Data lines |
----------

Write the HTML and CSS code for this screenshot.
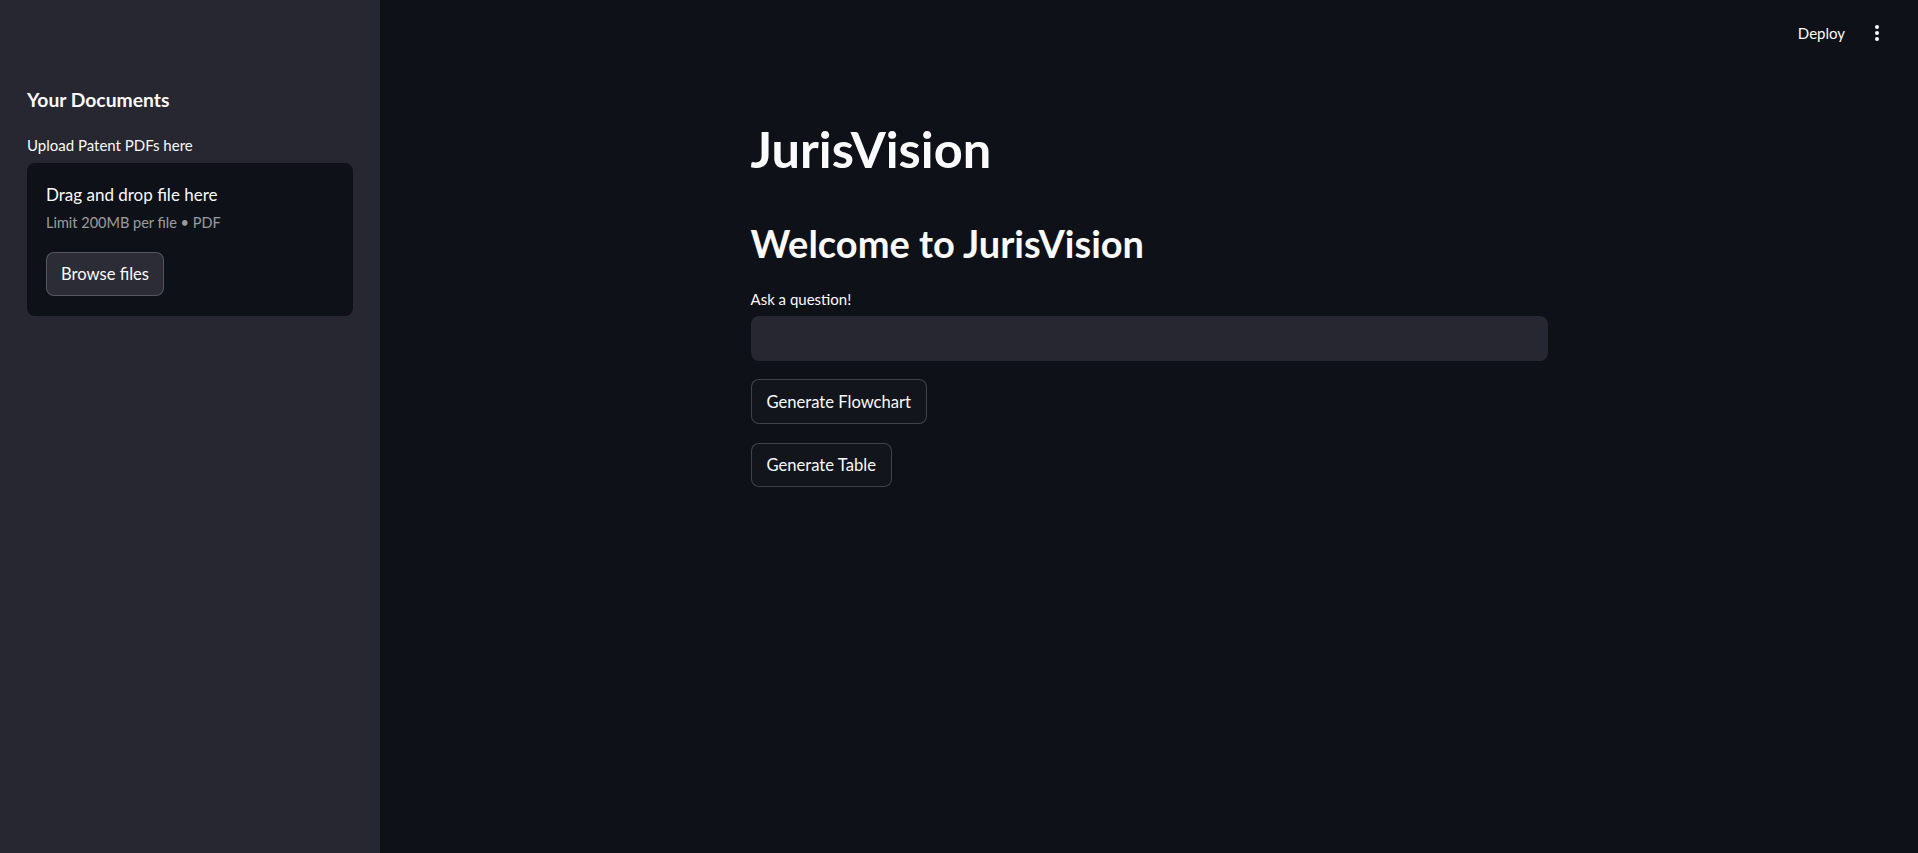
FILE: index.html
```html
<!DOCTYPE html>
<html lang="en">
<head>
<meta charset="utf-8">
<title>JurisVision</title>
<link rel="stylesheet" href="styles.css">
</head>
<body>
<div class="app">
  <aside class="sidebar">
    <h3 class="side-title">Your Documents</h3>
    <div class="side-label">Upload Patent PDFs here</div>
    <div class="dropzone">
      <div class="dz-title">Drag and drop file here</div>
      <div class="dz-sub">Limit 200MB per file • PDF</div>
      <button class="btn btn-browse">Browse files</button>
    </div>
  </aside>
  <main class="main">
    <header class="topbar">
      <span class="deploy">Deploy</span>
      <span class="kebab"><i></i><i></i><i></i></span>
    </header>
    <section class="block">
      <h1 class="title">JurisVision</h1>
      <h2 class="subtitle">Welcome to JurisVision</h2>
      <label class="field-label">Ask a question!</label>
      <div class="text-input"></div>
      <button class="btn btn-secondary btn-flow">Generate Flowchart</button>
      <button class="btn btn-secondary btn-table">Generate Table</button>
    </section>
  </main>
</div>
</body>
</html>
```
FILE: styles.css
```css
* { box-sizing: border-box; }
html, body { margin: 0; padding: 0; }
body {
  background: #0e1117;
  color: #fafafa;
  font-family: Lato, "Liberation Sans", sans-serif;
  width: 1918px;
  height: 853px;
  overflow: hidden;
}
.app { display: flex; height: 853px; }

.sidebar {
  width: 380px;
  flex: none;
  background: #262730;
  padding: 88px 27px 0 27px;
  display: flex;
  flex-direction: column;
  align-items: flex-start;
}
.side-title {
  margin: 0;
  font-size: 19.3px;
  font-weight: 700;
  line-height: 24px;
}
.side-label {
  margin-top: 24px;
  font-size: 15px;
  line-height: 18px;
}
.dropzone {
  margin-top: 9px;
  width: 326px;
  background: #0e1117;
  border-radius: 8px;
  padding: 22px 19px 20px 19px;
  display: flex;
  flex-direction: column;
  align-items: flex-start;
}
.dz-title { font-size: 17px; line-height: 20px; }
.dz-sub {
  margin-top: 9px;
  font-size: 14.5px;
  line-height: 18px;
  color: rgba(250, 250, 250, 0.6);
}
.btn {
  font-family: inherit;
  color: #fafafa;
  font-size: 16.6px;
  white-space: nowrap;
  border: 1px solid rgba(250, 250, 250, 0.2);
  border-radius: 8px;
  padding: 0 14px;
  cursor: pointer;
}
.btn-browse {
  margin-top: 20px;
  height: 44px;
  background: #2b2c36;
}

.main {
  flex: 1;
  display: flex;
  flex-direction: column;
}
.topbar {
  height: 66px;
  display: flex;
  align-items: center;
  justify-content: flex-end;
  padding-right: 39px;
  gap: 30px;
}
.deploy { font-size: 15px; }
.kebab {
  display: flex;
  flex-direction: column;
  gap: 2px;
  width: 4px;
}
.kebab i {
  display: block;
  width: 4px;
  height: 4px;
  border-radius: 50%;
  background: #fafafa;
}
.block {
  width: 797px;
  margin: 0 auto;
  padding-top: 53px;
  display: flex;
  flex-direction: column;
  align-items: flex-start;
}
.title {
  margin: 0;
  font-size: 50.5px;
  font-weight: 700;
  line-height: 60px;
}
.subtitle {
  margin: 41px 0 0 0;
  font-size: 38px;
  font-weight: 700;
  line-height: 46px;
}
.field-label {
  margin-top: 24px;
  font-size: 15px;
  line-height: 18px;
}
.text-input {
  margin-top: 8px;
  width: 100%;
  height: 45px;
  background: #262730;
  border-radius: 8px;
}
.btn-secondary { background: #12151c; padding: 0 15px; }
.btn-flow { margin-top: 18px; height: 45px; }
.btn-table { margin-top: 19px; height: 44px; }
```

----------

Description of the task | Skip every picture and transcribe the data above exactly.

Written reply |
Write the HTML and CSS code for this screenshot.
FILE: index.html
```html
<!DOCTYPE html>
<html lang="en">
<head>
<meta charset="utf-8">
<title>JurisVision</title>
<link rel="stylesheet" href="styles.css">
</head>
<body>
<div class="app">
  <aside class="sidebar">
    <h3 class="side-title">Your Documents</h3>
    <div class="side-label">Upload Patent PDFs here</div>
    <div class="dropzone">
      <div class="dz-title">Drag and drop file here</div>
      <div class="dz-sub">Limit 200MB per file • PDF</div>
      <button class="btn btn-browse">Browse files</button>
    </div>
  </aside>
  <main class="main">
    <header class="topbar">
      <span class="deploy">Deploy</span>
      <span class="kebab"><i></i><i></i><i></i></span>
    </header>
    <section class="block">
      <h1 class="title">JurisVision</h1>
      <h2 class="subtitle">Welcome to JurisVision</h2>
      <label class="field-label">Ask a question!</label>
      <div class="text-input"></div>
      <button class="btn btn-secondary btn-flow">Generate Flowchart</button>
      <button class="btn btn-secondary btn-table">Generate Table</button>
    </section>
  </main>
</div>
</body>
</html>
```
FILE: styles.css
```css
* { box-sizing: border-box; }
html, body { margin: 0; padding: 0; }
body {
  background: #0e1117;
  color: #fafafa;
  font-family: Lato, "Liberation Sans", sans-serif;
  width: 1918px;
  height: 853px;
  overflow: hidden;
}
.app { display: flex; height: 853px; }

.sidebar {
  width: 380px;
  flex: none;
  background: #262730;
  padding: 88px 27px 0 27px;
  display: flex;
  flex-direction: column;
  align-items: flex-start;
}
.side-title {
  margin: 0;
  font-size: 19.3px;
  font-weight: 700;
  line-height: 24px;
}
.side-label {
  margin-top: 24px;
  font-size: 15px;
  line-height: 18px;
}
.dropzone {
  margin-top: 9px;
  width: 326px;
  background: #0e1117;
  border-radius: 8px;
  padding: 22px 19px 20px 19px;
  display: flex;
  flex-direction: column;
  align-items: flex-start;
}
.dz-title { font-size: 17px; line-height: 20px; }
.dz-sub {
  margin-top: 9px;
  font-size: 14.5px;
  line-height: 18px;
  color: rgba(250, 250, 250, 0.6);
}
.btn {
  font-family: inherit;
  color: #fafafa;
  font-size: 16.6px;
  white-space: nowrap;
  border: 1px solid rgba(250, 250, 250, 0.2);
  border-radius: 8px;
  padding: 0 14px;
  cursor: pointer;
}
.btn-browse {
  margin-top: 20px;
  height: 44px;
  background: #2b2c36;
}

.main {
  flex: 1;
  display: flex;
  flex-direction: column;
}
.topbar {
  height: 66px;
  display: flex;
  align-items: center;
  justify-content: flex-end;
  padding-right: 39px;
  gap: 30px;
}
.deploy { font-size: 15px; }
.kebab {
  display: flex;
  flex-direction: column;
  gap: 2px;
  width: 4px;
}
.kebab i {
  display: block;
  width: 4px;
  height: 4px;
  border-radius: 50%;
  background: #fafafa;
}
.block {
  width: 797px;
  margin: 0 auto;
  padding-top: 53px;
  display: flex;
  flex-direction: column;
  align-items: flex-start;
}
.title {
  margin: 0;
  font-size: 50.5px;
  font-weight: 700;
  line-height: 60px;
}
.subtitle {
  margin: 41px 0 0 0;
  font-size: 38px;
  font-weight: 700;
  line-height: 46px;
}
.field-label {
  margin-top: 24px;
  font-size: 15px;
  line-height: 18px;
}
.text-input {
  margin-top: 8px;
  width: 100%;
  height: 45px;
  background: #262730;
  border-radius: 8px;
}
.btn-secondary { background: #12151c; padding: 0 15px; }
.btn-flow { margin-top: 18px; height: 45px; }
.btn-table { margin-top: 19px; height: 44px; }
```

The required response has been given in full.